• [Excerpted records]:
* * * *

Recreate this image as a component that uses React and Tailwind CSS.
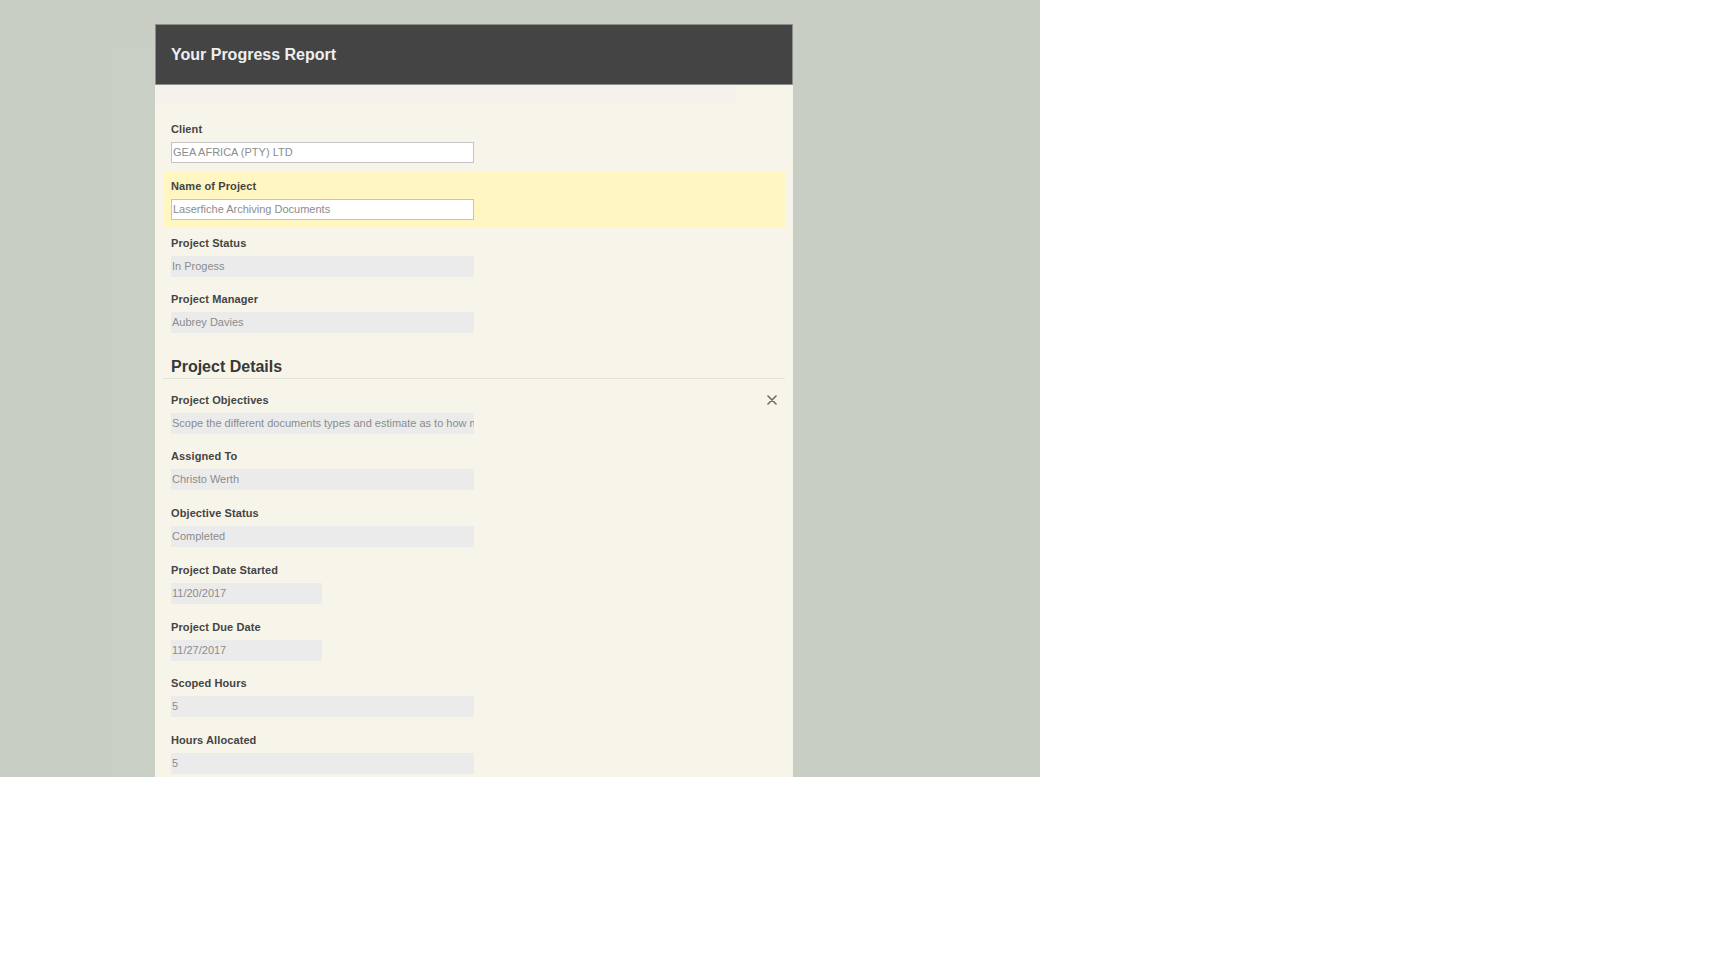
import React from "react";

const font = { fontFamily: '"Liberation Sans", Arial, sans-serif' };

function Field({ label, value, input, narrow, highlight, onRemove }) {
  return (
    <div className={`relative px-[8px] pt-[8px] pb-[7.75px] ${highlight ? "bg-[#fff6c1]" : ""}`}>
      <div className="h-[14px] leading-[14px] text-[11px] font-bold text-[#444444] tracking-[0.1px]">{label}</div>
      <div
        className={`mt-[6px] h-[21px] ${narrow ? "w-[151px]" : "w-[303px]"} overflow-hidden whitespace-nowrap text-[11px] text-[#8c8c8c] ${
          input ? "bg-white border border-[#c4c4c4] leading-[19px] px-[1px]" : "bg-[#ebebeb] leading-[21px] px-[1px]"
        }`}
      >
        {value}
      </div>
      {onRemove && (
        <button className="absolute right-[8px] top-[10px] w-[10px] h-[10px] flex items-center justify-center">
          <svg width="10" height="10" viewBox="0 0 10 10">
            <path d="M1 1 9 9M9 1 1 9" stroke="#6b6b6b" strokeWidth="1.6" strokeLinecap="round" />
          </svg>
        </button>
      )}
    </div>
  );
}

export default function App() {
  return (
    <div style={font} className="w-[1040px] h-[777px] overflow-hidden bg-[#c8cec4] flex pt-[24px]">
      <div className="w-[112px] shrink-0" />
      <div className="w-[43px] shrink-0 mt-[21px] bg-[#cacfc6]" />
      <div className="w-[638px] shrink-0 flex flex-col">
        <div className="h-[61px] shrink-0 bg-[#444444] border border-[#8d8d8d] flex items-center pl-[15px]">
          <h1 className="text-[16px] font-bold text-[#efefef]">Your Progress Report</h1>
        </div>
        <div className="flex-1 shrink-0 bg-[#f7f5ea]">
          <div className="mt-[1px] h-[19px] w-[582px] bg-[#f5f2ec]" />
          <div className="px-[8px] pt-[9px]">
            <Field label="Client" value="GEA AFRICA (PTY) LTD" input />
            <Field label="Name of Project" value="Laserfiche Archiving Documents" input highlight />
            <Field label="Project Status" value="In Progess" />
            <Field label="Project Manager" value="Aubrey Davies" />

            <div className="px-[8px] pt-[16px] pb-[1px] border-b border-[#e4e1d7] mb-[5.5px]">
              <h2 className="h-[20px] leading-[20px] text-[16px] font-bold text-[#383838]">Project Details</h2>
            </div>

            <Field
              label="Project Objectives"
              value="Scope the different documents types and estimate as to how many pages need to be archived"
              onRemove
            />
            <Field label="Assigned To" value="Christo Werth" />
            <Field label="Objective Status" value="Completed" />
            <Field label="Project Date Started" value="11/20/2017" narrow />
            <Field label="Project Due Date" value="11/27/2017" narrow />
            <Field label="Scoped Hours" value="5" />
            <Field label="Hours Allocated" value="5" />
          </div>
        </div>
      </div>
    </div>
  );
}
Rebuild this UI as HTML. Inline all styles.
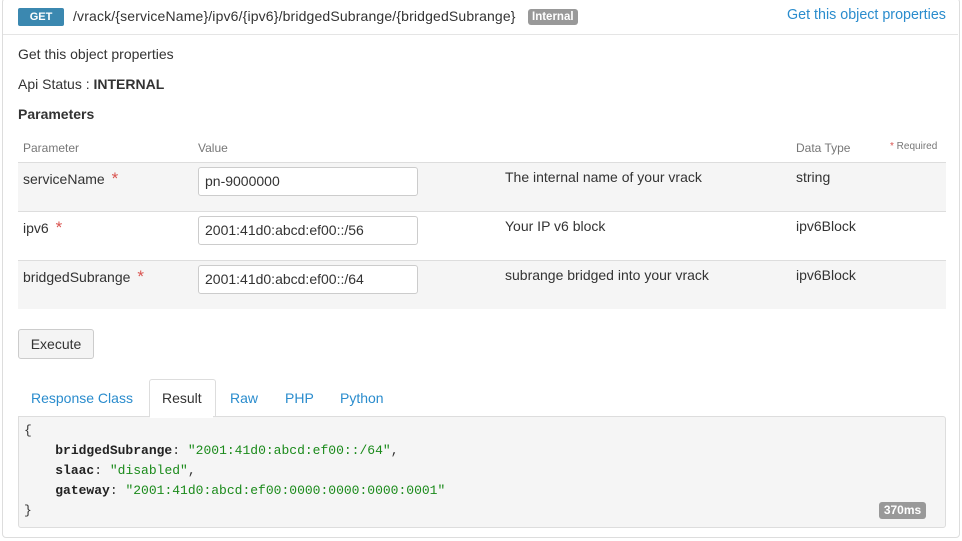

* * * *

• [Work to complete]: Leave out the pictures and print every line of the data exactly.

• [Solved problem]:
Recreate this image as a component that uses React and Tailwind CSS.
import React from "react";

const font = { fontFamily: '"Liberation Sans", Arial, sans-serif' };

function Field({ label, value, input, narrow, highlight, onRemove }) {
  return (
    <div className={`relative px-[8px] pt-[8px] pb-[7.75px] ${highlight ? "bg-[#fff6c1]" : ""}`}>
      <div className="h-[14px] leading-[14px] text-[11px] font-bold text-[#444444] tracking-[0.1px]">{label}</div>
      <div
        className={`mt-[6px] h-[21px] ${narrow ? "w-[151px]" : "w-[303px]"} overflow-hidden whitespace-nowrap text-[11px] text-[#8c8c8c] ${
          input ? "bg-white border border-[#c4c4c4] leading-[19px] px-[1px]" : "bg-[#ebebeb] leading-[21px] px-[1px]"
        }`}
      >
        {value}
      </div>
      {onRemove && (
        <button className="absolute right-[8px] top-[10px] w-[10px] h-[10px] flex items-center justify-center">
          <svg width="10" height="10" viewBox="0 0 10 10">
            <path d="M1 1 9 9M9 1 1 9" stroke="#6b6b6b" strokeWidth="1.6" strokeLinecap="round" />
          </svg>
        </button>
      )}
    </div>
  );
}

export default function App() {
  return (
    <div style={font} className="w-[1040px] h-[777px] overflow-hidden bg-[#c8cec4] flex pt-[24px]">
      <div className="w-[112px] shrink-0" />
      <div className="w-[43px] shrink-0 mt-[21px] bg-[#cacfc6]" />
      <div className="w-[638px] shrink-0 flex flex-col">
        <div className="h-[61px] shrink-0 bg-[#444444] border border-[#8d8d8d] flex items-center pl-[15px]">
          <h1 className="text-[16px] font-bold text-[#efefef]">Your Progress Report</h1>
        </div>
        <div className="flex-1 shrink-0 bg-[#f7f5ea]">
          <div className="mt-[1px] h-[19px] w-[582px] bg-[#f5f2ec]" />
          <div className="px-[8px] pt-[9px]">
            <Field label="Client" value="GEA AFRICA (PTY) LTD" input />
            <Field label="Name of Project" value="Laserfiche Archiving Documents" input highlight />
            <Field label="Project Status" value="In Progess" />
            <Field label="Project Manager" value="Aubrey Davies" />

            <div className="px-[8px] pt-[16px] pb-[1px] border-b border-[#e4e1d7] mb-[5.5px]">
              <h2 className="h-[20px] leading-[20px] text-[16px] font-bold text-[#383838]">Project Details</h2>
            </div>

            <Field
              label="Project Objectives"
              value="Scope the different documents types and estimate as to how many pages need to be archived"
              onRemove
            />
            <Field label="Assigned To" value="Christo Werth" />
            <Field label="Objective Status" value="Completed" />
            <Field label="Project Date Started" value="11/20/2017" narrow />
            <Field label="Project Due Date" value="11/27/2017" narrow />
            <Field label="Scoped Hours" value="5" />
            <Field label="Hours Allocated" value="5" />
          </div>
        </div>
      </div>
    </div>
  );
}
Rebuild this UI as HTML. Inline all styles.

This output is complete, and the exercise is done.